The State Department had fought Wilson since 2013 to prevent his nonprofit firm, Defense Distributed, from disseminating the blueprints online, arguing that doing so violated the federal Arms Export Control Act and the International Traffic in Arms Regulations, which restrict exports of certain weapons.

But in April, the federal agency reversed course, agreeing to settle a lawsuit brought by Wilson that would have allowed his firm to distribute the plans online.

Last week, Lasnik heard oral arguments from lawyers in the case before expressing his own frustrations that neither President Donald Trump nor Congress had resolved the issue, leaving a decision up to the court.

Assistant Washington Attorney General Jeffrey Rupert argued, among other points, that the State Department’s actions to remove all nonautomatic firearms up to .50-caliber from the U.S. Munitions List that regulates what weapons can be exported — which effectively allows for the 3D-printable-gun blueprint files to be distributed online — would cause “irreparable harm.”

The action raises public-safety concerns by potentially giving terrorists and other criminals access to undetectable and untraceable firearms, Rupert said. And, because printable guns are plastic and don’t set off metal detectors, governments would face the costly burden of updating security methods at airports, courts and other public institutions, he said.

The states also argued the federal government violated multiple statutory requirements, including not giving Congress a required 30-day notice when modifying the munitions list to create an exemption allowing for the 3D-printable-guns files to be shared online.

Steven Myers, the lawyer representing the State Department, countered that revisions made to the federal munitions list were technical in scope and didn’t make substantive changes requiring congressional notice.

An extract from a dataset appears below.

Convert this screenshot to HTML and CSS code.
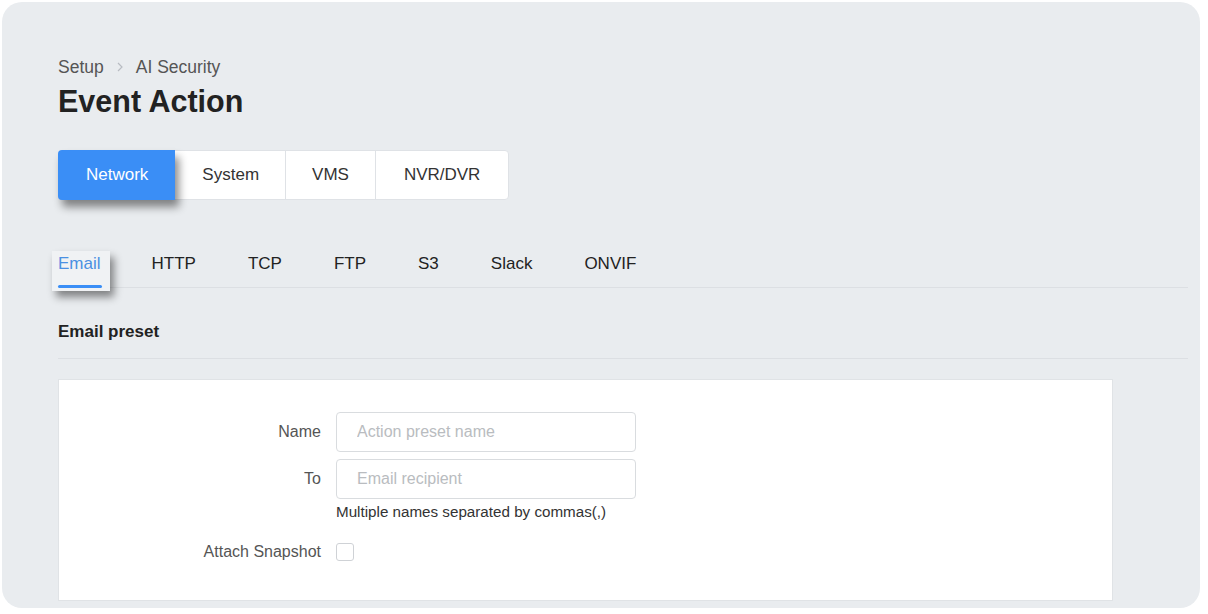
FILE: index.html
```html
<!DOCTYPE html>
<html lang="en">
<head>
  <meta charset="UTF-8" />
  <title>Event Action</title>
  <link rel="stylesheet" href="styles.css">
</head>
<body>

  <div class="panel">
    <!-- Header -->
    <div class="crumbs">
      <span>Setup</span>
      <svg class="chev" width="8" height="12" viewBox="0 0 8 12"><path d="M2 2l4 4-4 4" fill="none" stroke="#b8bcc2" stroke-width="1.2"/></svg>
      <span>AI Security</span>
    </div>
    <h1>Event Action</h1>

    <!-- Category switch -->
    <div class="segments">
      <button class="seg active">Network</button>
      <button class="seg">System</button>
      <button class="seg">VMS</button>
      <button class="seg">NVR/DVR</button>
    </div>

    <!-- Protocol tabs -->
    <div class="tabs">
      <div class="tab active">Email<span class="bar"></span></div>
      <div class="tab">HTTP</div>
      <div class="tab">TCP</div>
      <div class="tab">FTP</div>
      <div class="tab">S3</div>
      <div class="tab">Slack</div>
      <div class="tab">ONVIF</div>
    </div>

    <h2 class="section">Email preset</h2>

    <div class="card">
      <div class="row">
        <label class="lbl">Name</label>
        <input type="text" placeholder="Action preset name" />
      </div>
      <div class="row">
        <label class="lbl">To</label>
        <input type="text" placeholder="Email recipient" />
      </div>
      <div class="row hint-row">
        <span class="lbl"></span>
        <span class="hint">Multiple names separated by commas(,)</span>
      </div>
      <div class="row check-row">
        <label class="lbl">Attach Snapshot</label>
        <span class="check"></span>
      </div>
    </div>
  </div>

</body>
</html>
```

FILE: styles.css
```css
body {
  margin: 0;
  background: #fff;
  font-family: 'Liberation Sans', Arial, sans-serif;
}

.panel {
  margin: 2px;
  width: 1198px;
  height: 606px;
  box-sizing: border-box;
  padding: 55px 12px 0 56px;
  background: #e9ecef;
  border-radius: 20px;
  overflow: hidden;
}

.crumbs {
  display: flex;
  align-items: center;
  gap: 12px;
  font-size: 17.5px;
  line-height: 20px;
  color: #555;
}

h1 {
  margin: 6px 0 0;
  font-size: 30.5px;
  line-height: 36px;
  font-weight: bold;
  color: #222;
}

.segments {
  display: inline-flex;
  margin-top: 31px;
  background: #fff;
  border: 1px solid #dfe2e6;
  border-radius: 4px;
}

.seg {
  height: 48px;
  padding: 0 26px;
  border: none;
  border-left: 1px solid #dfe2e6;
  background: none;
  font-family: inherit;
  font-size: 17px;
  color: #333;
}

.seg:first-child {
  border-left: none;
}

.seg:last-child {
  padding: 0 28px;
}

.seg.active {
  margin: -1px 0 -1px -1px;
  height: 50px;
  padding: 0 27px 0 28px;
  background: #3a8ef6;
  color: #fff;
  border-radius: 4px 0 0 4px;
  box-shadow: 4px 7px 8px rgba(0, 0, 0, 0.45);
  position: relative;
}

.seg.active + .seg {
  border-left: none;
  padding: 0 26px 0 27px;
}

.tabs {
  display: flex;
  align-items: flex-start;
  gap: 40px;
  margin-top: 51px;
  height: 36px;
  border-bottom: 1px solid #dcdfe3;
}

.tab {
  padding: 3px 6px 0;
  font-size: 17px;
  line-height: 20px;
  color: #222;
}

.tab.active {
  height: 40px;
  box-sizing: border-box;
  margin: 0 -4px 0 -6px;
  padding-right: 9px;
  background: #f0f2f4;
  color: #4a90e2;
  box-shadow: 4px 6px 8px rgba(0, 0, 0, 0.45);
  position: relative;
}

.tab .bar {
  display: block;
  margin: 11px -1px 0 0;
  height: 3px;
  background: #3a8ef6;
  border-radius: 2px;
}

.section {
  margin: 0;
  padding: 34px 0 16px;
  font-size: 17px;
  line-height: 20px;
  color: #222;
  border-bottom: 1px solid #dcdfe3;
}

.card {
  margin-top: 20px;
  width: 1055px;
  height: 222px;
  box-sizing: border-box;
  padding-top: 32px;
  background: #fff;
  border: 1px solid #e0e3e6;
}

.row {
  display: flex;
  align-items: center;
  gap: 15px;
  margin-bottom: 7px;
}

.lbl {
  width: 262px;
  text-align: right;
  font-size: 16px;
  color: #555;
}

input {
  width: 300px;
  height: 40px;
  box-sizing: border-box;
  padding: 0 20px;
  border: 1px solid #d9dcdf;
  border-radius: 4px;
  font-family: inherit;
  font-size: 16px;
  color: #333;
}

input::placeholder {
  color: #b9bcc0;
}

.hint-row {
  margin-top: -4px;
  margin-bottom: 0;
}

.hint {
  font-size: 15.2px;
  line-height: 20px;
  color: #333;
}

.check-row {
  margin-top: 21px;
}

.check {
  width: 18px;
  height: 18px;
  box-sizing: border-box;
  border: 1px solid #cfd2d6;
  border-radius: 3px;
}
```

If someone actually printed out a 3D-plastic gun and used it in a crime, Myers added, such actions wouldn’t be the result of the State Department’s actions. He noted existing laws now prohibit anyone from manufacturing or possessing 3D-printable guns, which the federal government is “committed to vigorously enforcing.”

Lasnik, in his ruling, wrote that it’s “small comfort to know that, once an undetectable firearm has been used to kill a citizen … the federal government will seek to prosecute a weapons charge in federal court” while a state pursues a murder conviction.

Chad Flores, another attorney representing Wilson, argued that other blueprint files for 3D-plastic guns already are available online, and that nothing legally prevents Wilson from disseminating the blueprints through other means, such as through the U.S. mail.

Shortly after Lasnik issued the temporary restraining order in the case last month, Trump tweeted: “I am looking into 3-D Plastic Guns being sold to the public. Already spoke to NRA, doesn’t seem to make much sense!”

The White House later said the Justice Department had struck a deal in the Wilson case without Trump’s approval and that the president was “glad this effort was delayed.”

But Lasnik, when taking the case under advisement last week, noted no further clarification on the issue came from the federal government’s executive or congressional branches, leaving a decision on the matter up to him.

“You know, it’s a little bit frustrating to be sitting in this chair as a United States District Court judge and seeing this is an issue that should be solved by the political branches of government,” Lasnik said.

Ferguson questioned why the Trump administration was pursuing a policy that would allow such guns to fall into the hands of domestic abusers, felons and terrorists.